The need for such a secret is in many cases so compelling that the individual finds himself involved in ideas and actions for which he is no longer responsible. He is being motivated neither by caprice nor arrogance but by a necessity which he himself cannot comprehend. This necessity comes down upon him with savage fatefulness, and perhaps for the first time in his life demonstrates to him the presence of something alien and more powerful than himself in his own most personal domain, where he thought himself the master.”

“The man, therefore, who driven by his daimon, steps beyond the limits of his intermediary stage, truly enters the “untrodden, untreadable regions” where there are no charted ways and no shelter spreads a protecting roof over his head. There are no percepts to guide him when he encounters an unforeseen situation — for example a conflict of duties. For the most part, these sallies into no man’s land last only as long as no such conflicts occur, and come swiftly to an end as soon as conflict is sniffled from afar.

But if a man faced with a conflict of duties undertakes to deal with them absolutely on his own responsibility, and before a judge who sits in judgment on him day and night, he may well find himself in an isolated position. There is now an authentic secret in his life which cannot be discussed — if only because he is involved in an endless inner trial in which he is his own counsel and ruthless examiner, and no secular or spiritual judge can restore his easy sleep. If he were not already sick to death of the decisions of such judges, he would never have found himself in a conflict. For such a conflict always presupposes a higher sense or responsibility. It is this very rare quality which keeps its possessor from accepting the decision of collectivity. In this case the court is transposed to the inner world where the verdict is pronounced behind the closed doors.

Once this happens, the psyche of the individual acquires heightened importance. It is not only the seat of his well-known and socially defined ego; it is also the instrument for measuring what is worth in and for itself. Nothing so promotes the growth of consciousness as this inner confrontation of the opposites.”
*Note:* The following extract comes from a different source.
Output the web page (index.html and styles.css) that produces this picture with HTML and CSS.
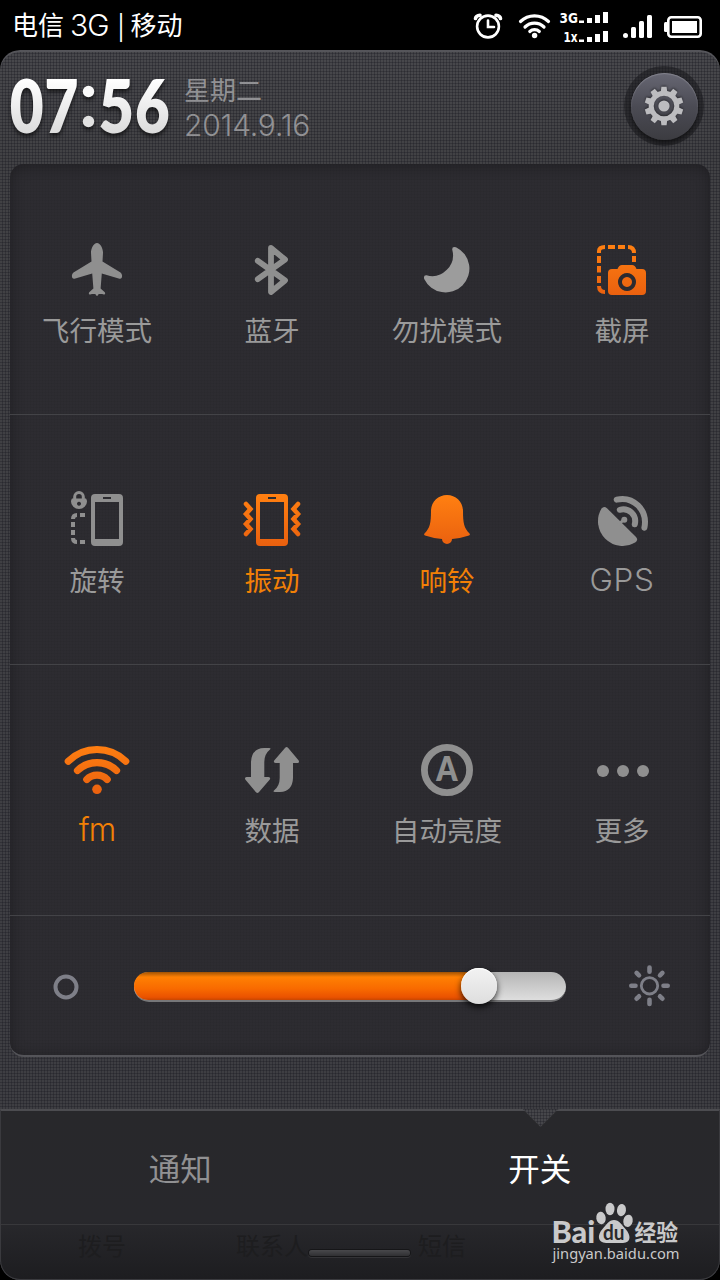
FILE: index.html
```html
<!DOCTYPE html>
<html lang="zh-CN">
<head>
<meta charset="utf-8">
<title>开关</title>
<link rel="stylesheet" href="styles.css">
</head>
<body>
<svg class="defs" width="0" height="0">
  <defs>
    <linearGradient id="orange" gradientUnits="userSpaceOnUse" x1="0" y1="246" x2="0" y2="296"><stop offset="0" stop-color="#ff7f11"/><stop offset="1" stop-color="#e9600f"/></linearGradient>
    <linearGradient id="orange2" gradientUnits="userSpaceOnUse" x1="0" y1="496" x2="0" y2="546"><stop offset="0" stop-color="#ff7f11"/><stop offset="1" stop-color="#e9600f"/></linearGradient>
    <linearGradient id="orange3" gradientUnits="userSpaceOnUse" x1="0" y1="745" x2="0" y2="795"><stop offset="0" stop-color="#ff7f11"/><stop offset="1" stop-color="#e9600f"/></linearGradient>
    <linearGradient id="silver" gradientUnits="userSpaceOnUse" x1="0" y1="-53" x2="0" y2="0"><stop offset="0" stop-color="#fff"/><stop offset="1" stop-color="#dcdcdc"/></linearGradient>
  </defs>
</svg>
<div class="screen">
  <header class="status">
    <span class="carrier"><span>电信</span><span class="latin">3G</span><span class="bar">|</span><span>移动</span></span>
    <svg class="status-icons" width="240" height="50" viewBox="470 0 240 50">
      <g fill="none" stroke="#fff" stroke-width="2.6" stroke-linecap="round">
        <circle cx="488" cy="26.5" r="10.9"/>
        <path d="M488 20.5V27H494"/>
        <path d="M475.5 18.5Q476 15.5 480 15.2M500.5 18.5Q500 15.5 496 15.2" stroke-width="3.6"/>
        <path d="M520.5 21.5A20 20 0 0 1 548.5 21.5M525 27A13.5 13.5 0 0 1 544 27M529.8 31.5A7 7 0 0 1 539.3 31.5" stroke-width="3.2"/>
      </g>
      <g fill="#fff">
        <circle cx="534.6" cy="35.5" r="2.7"/>
        <text class="tiny" transform="translate(559.5 22.8) scale(.9 1)">3G</text>
        <text class="tiny" transform="translate(563.5 41.8) scale(.78 1)">1x</text>
        <path d="M579 20.5h5v2.5h-5zM587 18h5v5h-5zM595 15h5v8h-5zM603 12h5v11h-5z"/>
        <path d="M579 39.5h5v2.5h-5zM587 37h5v5h-5zM595 34h5v8h-5zM603 31h5v11h-5z"/>
        <circle cx="625.5" cy="35.5" r="2.5"/>
        <rect x="631" y="27" width="5" height="11" rx="1.5"/><rect x="639" y="21" width="5" height="17" rx="1.5"/><rect x="647" y="15" width="5" height="23" rx="1.5"/>
        <rect x="664" y="22" width="4" height="10" rx="1.5"/>
        <rect x="672" y="21" width="25" height="12"/>
      </g>
      <rect x="668.3" y="17.3" width="32.4" height="19.4" rx="3" fill="none" stroke="#fff" stroke-width="2.6"/>
    </svg>
  </header>

  <main class="panel">
    <section class="head">
      <svg class="clock" width="170" height="110" viewBox="5 52 170 110">
        <g fill="url(#silver)">
          <text class="digit" transform="translate(9.8 132.5) scale(.8 1)">0</text>
          <text class="digit" transform="translate(44.5 132.5) scale(.8 1)">7</text>
          <circle cx="88.5" cy="91.5" r="5.7" fill="#fafafa"/>
          <circle cx="88.5" cy="121.5" r="5.7" fill="#e2e2e2"/>
          <text class="digit" transform="translate(98.5 132.5) scale(.84 1)">5</text>
          <text class="digit" transform="translate(135 132.5) scale(.82 1)">6</text>
        </g>
      </svg>
      <div class="date"><span>星期二</span><span class="num">2014.9.16</span></div>
      <div class="gear-well"><div class="gear">
        <svg width="44" height="44" viewBox="-22 -22 44 44">
          <g class="teeth">
            <path id="t" d="M-2.6 -19.3h5.2l.8 6.3h-6.8z"/>
            <use href="#t" transform="rotate(36)"/><use href="#t" transform="rotate(72)"/><use href="#t" transform="rotate(108)"/><use href="#t" transform="rotate(144)"/><use href="#t" transform="rotate(180)"/><use href="#t" transform="rotate(216)"/><use href="#t" transform="rotate(252)"/><use href="#t" transform="rotate(288)"/><use href="#t" transform="rotate(324)"/>
            <circle r="5.6"/>
            <circle r="12.8" fill="none" stroke="#bcbcbf" stroke-width="5"/>
          </g>
        </svg>
      </div></div>
    </section>

    <section class="card">
      <div class="row">
        <div class="cell"><svg viewBox="57 238 81 64"><path d="M97 243C100.5 243 103.2 249 103 253L102.5 261.5L120.5 272.5C123 274.5 122.5 279.5 119.5 278.8L101.8 273.5L100.6 288.5L104.8 292.3C106 294.5 104 295 102 294L98.8 294L97 296.2L95.2 294L92 294C90 295 88 294.5 89.2 292.3L93.4 288.5L92.2 273.5L74.5 278.8C71.5 279.5 71 274.5 73.5 272.5L91.5 261.5L91 253C90.8 249 93.5 243 97 243Z"/></svg><span>飞行模式</span></div>
        <div class="cell"><svg viewBox="232 238 81 64"><path class="line" stroke-width="5.8" d="M257.8 260.8L285 280.4L271 292V248L285 259.6L257.8 279.2"/></svg><span>蓝牙</span></div>
        <div class="cell"><svg class="lighter" viewBox="407 238 81 64"><path d="M452.2 249.5Q452 246 456 247.2A23.8 23.8 0 1 1 424.2 279Q423.2 275 426.5 275.3A21 21 0 0 0 452.2 249.5Z"/></svg><span>勿扰模式</span></div>
        <div class="cell"><svg viewBox="582 238 81 64"><path fill="none" stroke="url(#orange)" stroke-width="4" d="M599 253V251Q599 247 605 247M608 247H615M618 247H625M628 247Q634 247 634 253M599 256V263M599 266V272.5M599 276V283M599 286Q599 292 605 292M634 256V262"/><path fill="url(#orange)" fill-rule="evenodd" d="M612 269H617.5Q619 265 622 265H632Q635 265 636.5 269H642Q646 269 646 273V291Q646 295 642 295H612Q608 295 608 291V273Q608 269 612 269ZM627 273a9 9 0 1 0 .01 0zM627 277a5 5 0 1 1-.01 0z"/></svg><span>截屏</span></div>
      </div>
      <div class="row">
        <div class="cell"><svg viewBox="57 488 81 64"><path fill-rule="evenodd" d="M95 494H119Q123 494 123 498V542Q123 546 119 546H95Q91 546 91 542V498Q91 494 95 494ZM95 502V539H119V502ZM103 497V499H111V497Z"/><path class="line flat" stroke-width="3" d="M74.7 500V496.8A4.3 4.3 0 0 1 83.3 496.8V500"/><path fill-rule="evenodd" d="M72 498.6H86Q87 500 87 501.5A8 7.5 0 0 1 71 501.5Q71 500 72 498.6ZM79 501.8a2 2 0 1 0 .01 0z"/><path class="line flat" stroke-width="4" d="M73 519Q73 515 77 515M80 515H85M73 522V527M73 530V535M73 538Q73 542 77 542M80 542H85"/></svg><span>旋转</span></div>
        <div class="cell on"><svg viewBox="232 488 81 64"><path fill="url(#orange2)" fill-rule="evenodd" d="M260 494H284Q288 494 288 498V542Q288 546 284 546H260Q256 546 256 542V498Q256 494 260 494ZM260 502V539H284V502ZM268 497V499H276V497Z"/><path fill="none" stroke="url(#orange2)" stroke-width="4.5" stroke-linecap="round" d="M246 504L250.5 509L246 514L250.5 519L246 524L250.5 529L246 534M298 504L293.5 509L298 514L293.5 519L298 524L293.5 529L298 534"/></svg><span>振动</span></div>
        <div class="cell on"><svg viewBox="407 488 81 64"><path fill="url(#orange2)" d="M447 495C456 495 463 502 463 511C463 523 464 528 469.5 533.5Q470.5 535 469 535.5Q460 538.5 452 539A5 5 0 0 1 442 539Q434 538.5 425 535.5Q423.5 535 424.5 533.5C430 528 431 523 431 511C431 502 438 495 447 495Z"/></svg><span>响铃</span></div>
        <div class="cell"><svg viewBox="582 488 81 64"><path d="M601.500 508.500Q604 505.500 607 508.300L636 537Q638.500 540 635.500 542.300A24.700 24.700 0 0 1 601.500 508.500Z"/><circle cx="624.3" cy="519.7" r="3"/><path class="line" stroke-width="3" d="M619 524L624 519.5"/><path class="line" stroke-width="6" d="M619.8 509.8C629 507.5 637 515 634.8 524.3M616.7 499.6C633 496 648 509.5 644.4 527.7"/></svg><span class="gps">GPS</span></div>
      </div>
      <div class="row last">
        <div class="cell on"><svg viewBox="57 738 81 64"><path fill="none" stroke="url(#orange3)" stroke-width="7.2" stroke-linecap="round" d="M68.3 761.2A41 41 0 0 1 125.7 761.2M77.5 770.5A28 28 0 0 1 116.5 770.5M86.8 779.5A14 14 0 0 1 107.2 779.5"/><circle cx="97" cy="789.3" r="4.8" fill="url(#orange3)"/></svg><span class="fm">fm</span></div>
        <div class="cell"><svg viewBox="232 738 81 64"><path id="arrow" d="M251 777V762Q251.5 748.5 264 748H269Q271.5 748.2 270 749.5Q264.3 754 264.3 762V777H268.5Q271 777.3 269.8 779.5L258.8 792.3Q257.4 793.8 256 792.3L245.3 779.5Q244.3 777.3 246.5 777Z"/><use href="#arrow" transform="rotate(180 272 770)"/></svg><span>数据</span></div>
        <div class="cell"><svg viewBox="407 738 81 64"><circle class="line" cx="447" cy="770" r="22.6" stroke-width="6.8"/><text class="auto" transform="translate(447 780.500) scale(.88 1)" text-anchor="middle">A</text></svg><span>自动亮度</span></div>
        <div class="cell"><svg viewBox="582 738 81 64"><circle cx="603" cy="771" r="6"/><circle cx="623" cy="771" r="6"/><circle cx="643" cy="771" r="6"/></svg><span>更多</span></div>
      </div>
      <div class="brightness">
        <svg width="28" height="28" viewBox="-14 -14 28 28"><circle r="10.5" fill="none" stroke="#7e7f88" stroke-width="4"/></svg>
        <div class="track"><div class="fill"></div><div class="thumb"></div></div>
        <svg width="44" height="44" viewBox="-22.500 -20.800 44 44"><g fill="none" stroke="#7e7f88" stroke-linecap="round"><circle r="8.2" stroke-width="2.8"/><path stroke-width="4.6" d="M0-18.2V-14M0 18.2V14M-18.2 0H-14M18.2 0H14M-12.9-12.9L-10.5-10.5M12.9-12.9L10.5-10.5M-12.9 12.9L-10.5 10.5M12.9 12.9L10.5 10.5"/></g></svg>
      </div>
    </section>

    <footer class="foot">
      <nav class="tabs">
        <div class="tab">通知</div>
        <div class="tab active">开关<i class="notch"></i></div>
      </nav>
      <div class="dock"><span>拨号</span><span>联系人</span><span>短信</span><i class="handle"></i></div>
      <svg class="mark" width="140" height="70" viewBox="545 1198 140 70">
        <g fill="#c9c9ca">
          <text class="brand" transform="translate(551.500 1242.500) scale(1.020 1)">Bai</text>
          <ellipse cx="601" cy="1218" rx="4.7" ry="6.2" transform="rotate(-8 601 1218)"/><ellipse cx="610" cy="1209" rx="4.5" ry="6.2"/><ellipse cx="621.5" cy="1210" rx="4.5" ry="6.2" transform="rotate(8 621 1210)"/><ellipse cx="628" cy="1220.8" rx="4.7" ry="6.2" transform="rotate(12 628 1221)"/>
          <path d="M614 1220C619 1220 622 1225 625.5 1229C631 1235 631.5 1242.5 623 1243H606C597.5 1242.5 597 1235 602.5 1229C606 1225 609 1220 614 1220Z"/>
          <text class="cn" transform="translate(634.5 1240.5) scale(.95 1)">经验</text>
          <text class="url" x="552.5" y="1259" textLength="127" lengthAdjust="spacingAndGlyphs">jingyan.baidu.com</text>
        </g>
        <text class="du" transform="translate(603 1239.5) scale(.95 1)">du</text>
      </svg>
    </footer>
  </main>
</div>
</body>
</html>
```
FILE: styles.css
```css
* { box-sizing: border-box; }
body {
  margin: 0;
  background: #000;
  font-family: "Liberation Sans", "Noto Sans CJK SC", sans-serif;
}
.defs { position: absolute; }
.screen { width: 720px; height: 1280px; display: flex; flex-direction: column; overflow: hidden; }

.status { height: 50px; padding: 0 10px 0 12px; display: flex; justify-content: space-between; align-items: center; color: #fff; }
.carrier { display: flex; font-family: "Noto Sans CJK SC", sans-serif; font-size: 26px; line-height: 48px; height: 50px; }
.latin { font-family: Inter, "Liberation Sans", sans-serif; font-weight: 300; font-size: 30px; letter-spacing: -1px; line-height: 50px; margin-left: 6px; }
.bar { margin: 0 6px 0 9px; }
.tiny { font: bold 13.5px "DejaVu Sans", sans-serif; }

.panel {
  flex: 1;
  display: flex;
  flex-direction: column;
  border-radius: 20px;
  overflow: hidden;
  box-shadow: inset 0 2px 0 #55555a;
  background:
    repeating-linear-gradient(0deg, transparent 0 2px, rgba(20, 20, 28, .3) 2px 3px),
    repeating-linear-gradient(90deg, transparent 0 2px, rgba(20, 20, 28, .3) 2px 3px),
    linear-gradient(#48484c, #414144 110px, #3e3e43 900px, #3e3e42);
}

.head { height: 114px; display: flex; padding: 0 16px 0 5px; }
.clock { margin-top: 2px; filter: drop-shadow(0 3px 2px rgba(0, 0, 0, .6)); }
.digit { font: 800 73px Lato, sans-serif; }
.date { flex: 1; margin-left: 9px; padding-top: 23px; display: flex; flex-direction: column; color: #919194; }
.date span { font-size: 26px; line-height: 36px; }
.date .num { font-family: Inter, sans-serif; font-weight: 300; font-size: 30px; line-height: 32px; letter-spacing: -.2px; }
.gear-well { width: 80px; height: 80px; margin-top: 16px; border-radius: 50%; background: rgba(24, 24, 28, .55); display: flex; align-items: center; justify-content: center; }
.gear { width: 67px; height: 67px; border-radius: 50%; display: flex; align-items: center; justify-content: center; background: linear-gradient(#676773, #4b4b54 50%, #3c3c41); box-shadow: inset 0 1px 1px #82828c, 0 3px 4px rgba(0, 0, 0, .5); }
.teeth { fill: #bcbcbf; filter: drop-shadow(0 -1px 1px rgba(0, 0, 0, .45)); }

.card {
  height: 893px;
  margin: 0 10px;
  border-radius: 14px;
  border-bottom: 2px solid #545459;
  background:
    repeating-linear-gradient(0deg, transparent 0 2px, rgba(0, 0, 0, .035) 2px 3px),
    repeating-linear-gradient(90deg, transparent 0 2px, rgba(0, 0, 0, .035) 2px 3px),
    #2d2c31;
  box-shadow: inset 0 2px 14px rgba(0, 0, 0, .3);
}
.row { height: 251px; margin-bottom: -1px; display: grid; grid-template-columns: repeat(4, 175px); border-bottom: 1px solid #434347; }
.row.last { height: 252px; }
.cell { padding-top: 74px; display: flex; flex-direction: column; align-items: center; gap: 7px; color: #9a9a9a; }
.cell svg { width: 81px; height: 64px; fill: #8f8f8f; stroke: none; overflow: visible; }
.cell svg.lighter { fill: #9c9c9c; }
.line { fill: none; stroke: #8f8f8f; stroke-linecap: round; stroke-linejoin: round; }
.line.flat { stroke-linecap: butt; }
.cell span { height: 40px; line-height: 40px; font-size: 27.6px; margin-right: 1px; font-family: "Noto Sans CJK SC", sans-serif; }
.cell span.gps, .cell span.fm { font-family: Inter, sans-serif; font-weight: 300; font-size: 31.5px; line-height: 42px; }
.cell span.gps { letter-spacing: .6px; }
.cell span.fm { letter-spacing: -1px; }
.cell.on { color: #f28006; }
.auto { font: 800 34px Lato, sans-serif; }

.brightness { height: 144px; padding: 0 39px 0 42px; display: flex; align-items: center; justify-content: space-between; }
.track { position: relative; width: 432px; height: 30px; margin-right: 7px; border-radius: 15px; background: linear-gradient(#b5b5b5, #dedede); border-bottom: 2px solid #777779; }
.fill { width: 345px; height: 28px; border-radius: 14px 0 0 14px; background: linear-gradient(#9f5204, #ff8003 18%, #f86a00 60%, #ea5200 90%, #c94600); }
.thumb { position: absolute; left: 327px; top: -4px; width: 36px; height: 36px; border-radius: 50%; background: linear-gradient(#f2f2f2, #dedede); box-shadow: inset 0 1px 1px #fff, 0 3px 6px rgba(0, 0, 0, .8); }

.foot { position: relative; margin-top: 52px; flex: 1; border: 1px solid #3a3a3e; border-top: 2px solid #4c4c50; border-radius: 0 0 20px 20px; background: linear-gradient(#28282b, #28282c 110px, #1d1d20); }
.tabs { height: 114px; display: flex; border-bottom: 1px solid #38383b; }
.tab { flex: 1; text-align: center; padding: 33px 1px 0 0; font: 31.5px/46px "Noto Sans CJK SC", sans-serif; color: #919193; position: relative; }
.tab.active { color: #fff; padding-right: 0; }
.notch {
  position: absolute; top: -2px; left: 162px; width: 36px; height: 18px;
  clip-path: polygon(0 0, 100% 0, 50% 100%);
  background:
    repeating-linear-gradient(0deg, transparent 0 2px, rgba(20, 20, 28, .3) 2px 3px),
    repeating-linear-gradient(90deg, transparent 0 2px, rgba(20, 20, 28, .3) 2px 3px),
    #46464a;
}
.dock { display: grid; grid-template-columns: 170px 170px 170px; padding: 2px 0 0 16px; text-align: center; font: 24px/36px "Noto Sans CJK SC", sans-serif; color: #1d1d1f; }
.handle { position: absolute; left: 308px; bottom: 23px; width: 101px; height: 6px; border-radius: 3px; background: linear-gradient(#48484b, #303033); box-shadow: 0 0 0 1px #161618, 0 1px 0 1px #333336; }
.mark { position: absolute; left: 544px; top: 87px; }
.brand { font: 900 30px Lato, sans-serif; }
.cn { font: bold 23px "Noto Sans CJK SC", sans-serif; }
.url { font: 15px "Noto Sans", sans-serif; }
.du { font: bold 20px Lato, sans-serif; fill: #29292b; }
```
“Man can try to name love, showering upon it all the names at his command, and still he will involve himself in endless self-deceptions. If he possesses a grain of wisdom, he will lay down his arms and name the unknown by the more unknown, that is by the name of God. That is a confession of his subjection, his imperfection, and his dependence; but at the same time a testimony to his freedom to choose between truth and error.”

“I am astonished, disappointed, pleased with myself. I am distressed, depressed, rapturous. I am all these things at once, and cannot add up the sum. I am incapable of determining ultimate worth or worthlessness; I have no judgment about myself and my life. There is nothing I am quite sure about. I have no definite convictions – not about anything, really. I know only that I was born and exist, and it seems to me that I have been carried along. I exist on the foundation of something I do not know. In spite of all uncertainties, I feel a solidity underlying all existence and a continuity in my mode of being.

The world into which we are born is brutal and cruel, and at the same time of divine beauty. Which element we think outweighs the other, whether meaninglessness or meaning, is a matter of temperament. If meaninglessness were absolutely preponderant, the meaningfulness of life would vanish to an increasing degree with each step of our development. But that is – or seems to me – not the case. Probably, as in all metaphysical questions, both are true: Life is – or has – meaning and meaninglessness. I cherish the anxious hope that meaning will preponderate and win the battle.

When Lao-Tzu says: “All are clear, I alone am clouded,” he is expressing what I now feel in advanced old age. The more uncertain I have felt about myself, the more there has grown up in me a feeling of kinship with all things. In fact it seems to me as if that alienation which so long separated me from the world has become transferred into my own inner world, and has revealed to me an unexpected familiarity with myself.”